The London liquor giant is grappling with a peculiar conundrum
that is hurting sales of brands such as Smirnoff, Crown Royal and
Cîroc. Some of its reliance on flavored spirits has hammered
results. Smirnoff in particular suffered as U.S. consumers spurned
the vodka brand's bewildering range of flavors for more niche and
classic offerings from rivals. But the Regal Apple flavor of Crown
Royal Canadian whisky enormously helped sales last year, with Crown
Royal sales climbing 8% in North America in the first half of
fiscal 2016. Cîroc sales in North America plunged 43% during the
first half of fiscal 2016, despite strong sales of its pineapple
flavor.
Ms. Mikells told reporters Diageo is looking to a new
apple-flavored version of Cîroc to boost vodka sales over the
remainder of the year.
"Flavors are going to cause you to have more ups and downs by
its nature, " she said, but "if you've got the right flavors, we
think they can really resonate with customers."
Analysts have criticized Diageo's dependence on flavors. Exane
BNP Paribas noted the apple variant of Crown Royal was responsible
for 85% of Diageo's U.S. growth in 2015.
Overall, the maker of Johnnie Walker Scotch whisky and Tanqueray
gin reported a net profit of GBP1.41 billion ($2 billion) for the
six months ended Dec. 31, compared with GBP1.31 billion a year
earlier. Results were buoyed by the sales of certain beer assets
and by higher income from joint ventures and associates.
Net sales declined 5% on a reported basis on the back of
unfavorable currency movements and asset sales to GBP5.61 billion,
but they rose 1.8% on an organic basis.
Diageo reported a 7% rise in beer sales, driven by a 15% jump in
Africa.
The company posted a 1% rise in Scotch, its largest and most
profitable category. Scotch has taken a beating over the past two
years as the emerging-markets-heavy business was hit by currency
fluctuations, political instability and destocking. The company is
also facing increased competition from bourbon and Japanese
whiskies. On Thursday, Diageo said net sales of Scotch improved
across all regions except for "very troubled areas" of Africa.

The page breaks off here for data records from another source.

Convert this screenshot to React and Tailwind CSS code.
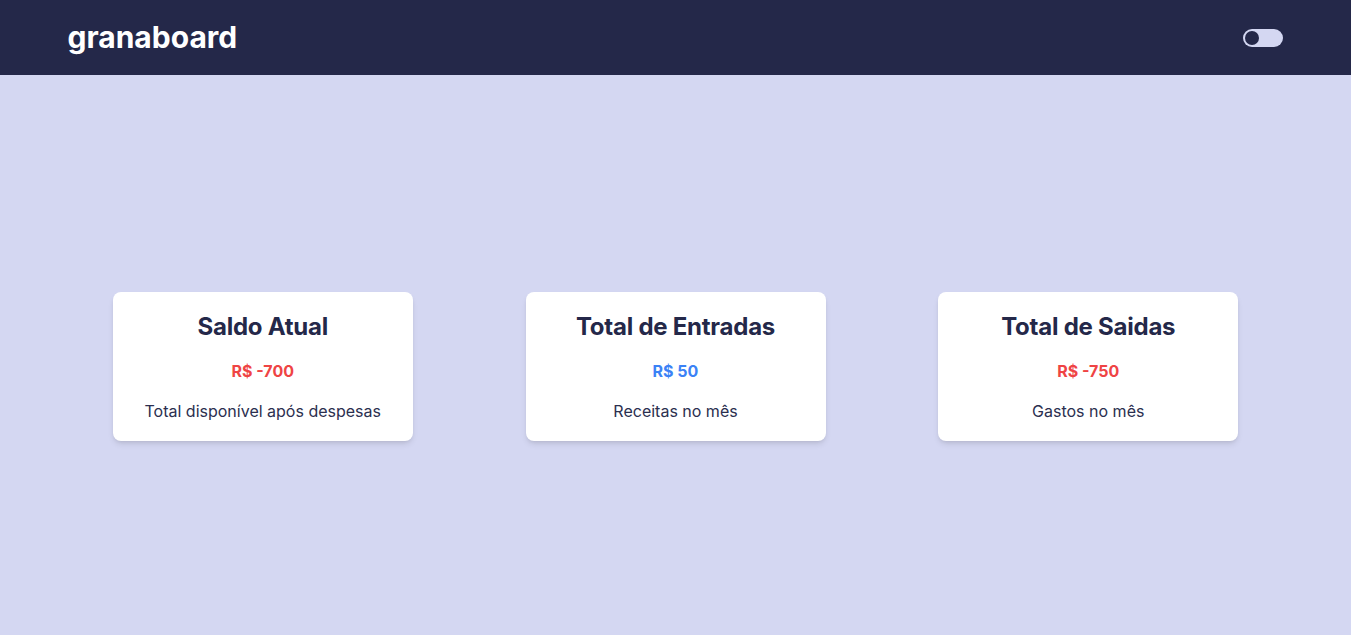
import React, { useState } from 'react';

const cards = [
    { title: 'Saldo Atual', value: 'R$ -700', color: 'text-[#ef4444]', desc: 'Total disponível após despesas' },
    { title: 'Total de Entradas', value: 'R$ 50', color: 'text-[#3b82f6]', desc: 'Receitas no mês' },
    { title: 'Total de Saidas', value: 'R$ -750', color: 'text-[#ef4444]', desc: 'Gastos no mês' },
];

const App = () => {
    const [dark, setDark] = useState(false);

    return (
        <div className="min-h-screen flex flex-col bg-[#d4d7f2] font-['Inter',sans-serif]">
            <header className="h-[75px] bg-[#242849]">
                <div className="max-w-7xl mx-auto px-8 h-full flex items-center justify-between">
                    <h1 className="text-3xl font-bold text-white -mt-px">granaboard</h1>
                    <button
                        onClick={() => setDark(!dark)}
                        className="w-10 h-[18px] rounded-full bg-[#d4d7f2] flex items-center px-[2px] mr-px"
                    >
                        <span className={`w-[14px] h-[14px] rounded-full bg-[#242849] ${dark ? 'ml-auto' : ''}`} />
                    </button>
                </div>
            </header>

            <main className="flex-1 flex items-center justify-evenly pt-[23px]">
                {cards.map((card) => (
                    <div
                        key={card.title}
                        className="w-[300px] bg-white rounded-lg shadow-md pt-[19px] pb-[18px] flex flex-col items-center gap-4 text-center"
                    >
                        <h2 className="text-2xl font-bold tracking-[-0.01em] text-[#242849]">{card.title}</h2>
                        <p className={`text-base font-bold ${card.color}`}>{card.value}</p>
                        <p className="text-base text-[#2b2f4f]">{card.desc}</p>
                    </div>
                ))}
            </main>
        </div>
    );
};

export default App;
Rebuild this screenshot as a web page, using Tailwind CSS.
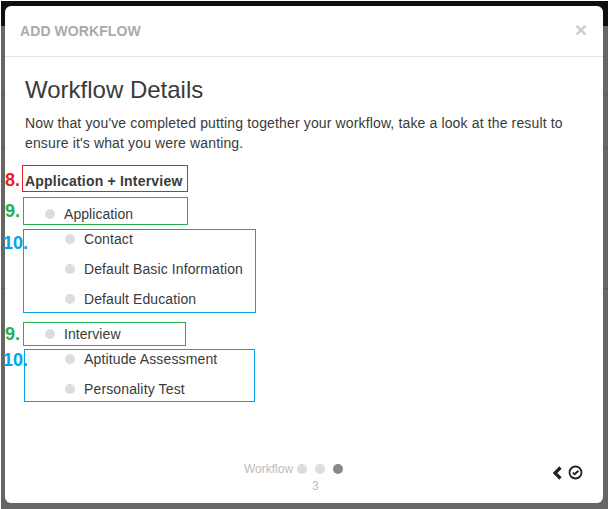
<!DOCTYPE html>
<html lang="en">
<head>
    <meta charset="UTF-8">
    <title>Add Workflow</title>
    <script src="https://cdn.jsdelivr.net/npm/@tailwindcss/browser@4"></script>
</head>
<body class="bg-white font-['Liberation_Sans',Arial,sans-serif] overflow-hidden">
    <div class="relative h-[509px] w-[609px] overflow-hidden border-x border-white bg-[#666666] pt-[6px] pl-[4px]">
        <!-- page behind the overlay -->
        <div class="absolute left-0 right-0 top-0 h-px bg-white"></div>
        <div class="absolute left-0 right-0 top-px h-[25px] bg-[#0f0f0f]"></div>
        <div class="absolute left-0 right-0 top-[94px] h-px bg-[#585858]"></div>
        <div class="absolute left-0 right-0 top-[148px] h-px bg-[#585858]"></div>
        <div class="absolute left-0 right-0 top-[288px] h-px bg-[#585858]"></div>

        <!-- modal -->
        <div class="relative flex h-[497px] w-[598px] flex-col rounded-[6px] bg-white text-[#3a3a3a]">
            <div class="flex h-[51px] shrink-0 items-center justify-between border-b border-[#e5e5e5] pl-[15px] pr-[16px]">
                <span class="text-[14px] font-bold tracking-[0.08px] text-[#aaaaaa]">ADD WORKFLOW</span>
                <span class="mb-[4px] text-[21px] leading-none font-bold text-[#cccccc]">×</span>
            </div>

            <div class="flex-1 pl-[17px]">
                <h2 class="mt-[20px] pl-[3px] text-[24px] leading-[26px] font-normal">Workflow Details</h2>
                <p class="mt-[10px] w-[560px] pl-[3px] text-[14px] leading-[20px] tracking-[0.14px]">Now that you've completed putting together your workflow, take a look at the result to ensure it's what you were wanting.</p>

                <div class="mt-[12px] h-[27px] w-[166px] border border-[#ed1c24] pl-[2px] pt-[6px] text-[14px] leading-[18px] font-bold tracking-[0.2px]">Application + Interview</div>

                <div class="ml-px mt-[5px] flex h-[28px] w-[165px] items-start gap-[9px] border border-[#22b14c] pl-[21px] pt-[7px] text-[14px] leading-[18px] tracking-[0.06px]">
                    <span class="mt-[4px] size-[10px] rounded-full bg-[#dddddd]"></span>Application
                </div>
                <div class="ml-px mt-[4px] h-[84px] w-[233px] border border-[#00a2e8] pl-[41px] text-[14px] tracking-[0.1px]">
                    <div class="flex h-[18px] items-center gap-[9px]"><span class="size-[10px] rounded-full bg-[#dddddd]"></span>Contact</div>
                    <div class="mt-[12px] flex h-[18px] items-center gap-[9px]"><span class="size-[10px] rounded-full bg-[#dddddd]"></span>Default Basic Information</div>
                    <div class="mt-[12px] flex h-[18px] items-center gap-[9px]"><span class="size-[10px] rounded-full bg-[#dddddd]"></span>Default Education</div>
                </div>

                <div class="ml-px mt-[9px] flex h-[24px] w-[163px] items-center gap-[9px] border border-[#22b14c] pl-[21px] text-[14px] tracking-[0.06px]">
                    <span class="size-[10px] rounded-full bg-[#dddddd]"></span>Interview
                </div>
                <div class="ml-[2px] mt-[3px] h-[53px] w-[231px] border border-[#00a2e8] pl-[40px] text-[14px] tracking-[0.14px]">
                    <div class="flex h-[18px] items-center gap-[9px]"><span class="size-[10px] rounded-full bg-[#dddddd]"></span>Aptitude Assessment</div>
                    <div class="mt-[12px] flex h-[18px] items-center gap-[9px]"><span class="size-[10px] rounded-full bg-[#dddddd]"></span>Personality Test</div>
                </div>
            </div>

            <!-- wizard footer -->
            <div class="relative h-[48px] shrink-0">
                <div class="ml-[239px] mt-[7px] flex h-[14px] items-center text-[12px] text-[#bbbbbb]">
                    <span class="w-[53px]">Workflow</span>
                    <span class="size-[10px] rounded-full bg-[#dddddd]"></span>
                    <span class="ml-[8px] size-[10px] rounded-full bg-[#dddddd]"></span>
                    <span class="ml-[8px] size-[10px] rounded-full bg-[#888888]"></span>
                </div>
                <div class="ml-[307px] mt-[3px] text-[12px] leading-[14px] text-[#bbbbbb]">3</div>
                <div class="absolute right-[20px] top-[10px] flex items-center gap-[5px]">
                    <svg width="11" height="14" viewBox="0 0 11 14" fill="none"><path d="M8.5 1.5 3 7l5.5 5.5" stroke="#222222" stroke-width="3.2"/></svg>
                    <svg width="15" height="15" viewBox="0 0 15 15" fill="none"><circle cx="7.5" cy="7.5" r="6" stroke="#222222" stroke-width="1.8"/><path d="M4.8 7.6 6.7 9.3 10.4 5.8" stroke="#222222" stroke-width="1.9"/></svg>
                </div>
            </div>
        </div>

        <!-- annotation numbers painted over the screenshot -->
        <span class="absolute left-[4px] top-[170px] text-[18px] leading-[20px] font-bold text-[#ed1c24]">8.</span>
        <span class="absolute left-[4px] top-[201px] text-[18px] leading-[20px] font-bold text-[#22b14c]">9.</span>
        <span class="absolute left-[2px] top-[233px] text-[18px] leading-[20px] font-bold text-[#00a2e8]">10.</span>
        <span class="absolute left-[4px] top-[324px] text-[18px] leading-[20px] font-bold text-[#22b14c]">9.</span>
        <span class="absolute left-[2px] top-[350px] text-[18px] leading-[20px] font-bold text-[#00a2e8]">10.</span>
    </div>
</body>
</html>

In Europe, Russia and Turkey, net sales climbed 3% on an organic
basis, as did they in Africa. In Latin America and the Caribbean,
net sales rose 9%, while in the Asia-Pacific region, they edged up
2%.
As in previous periods, Diageo said volatile currencies buffeted
its performance, citing the weakness of the euro, the Venezuelan
bolivar and the Brazilian real against sterling, partially offset
by the strengthening of the dollar.
Write to Saabira Chaudhuri at saabira.chaudhuri@wsj.com
(END) Dow Jones Newswires
January 28, 2016 14:56 ET (19:56 GMT)
Copyright (c) 2016 Dow Jones & Company, Inc.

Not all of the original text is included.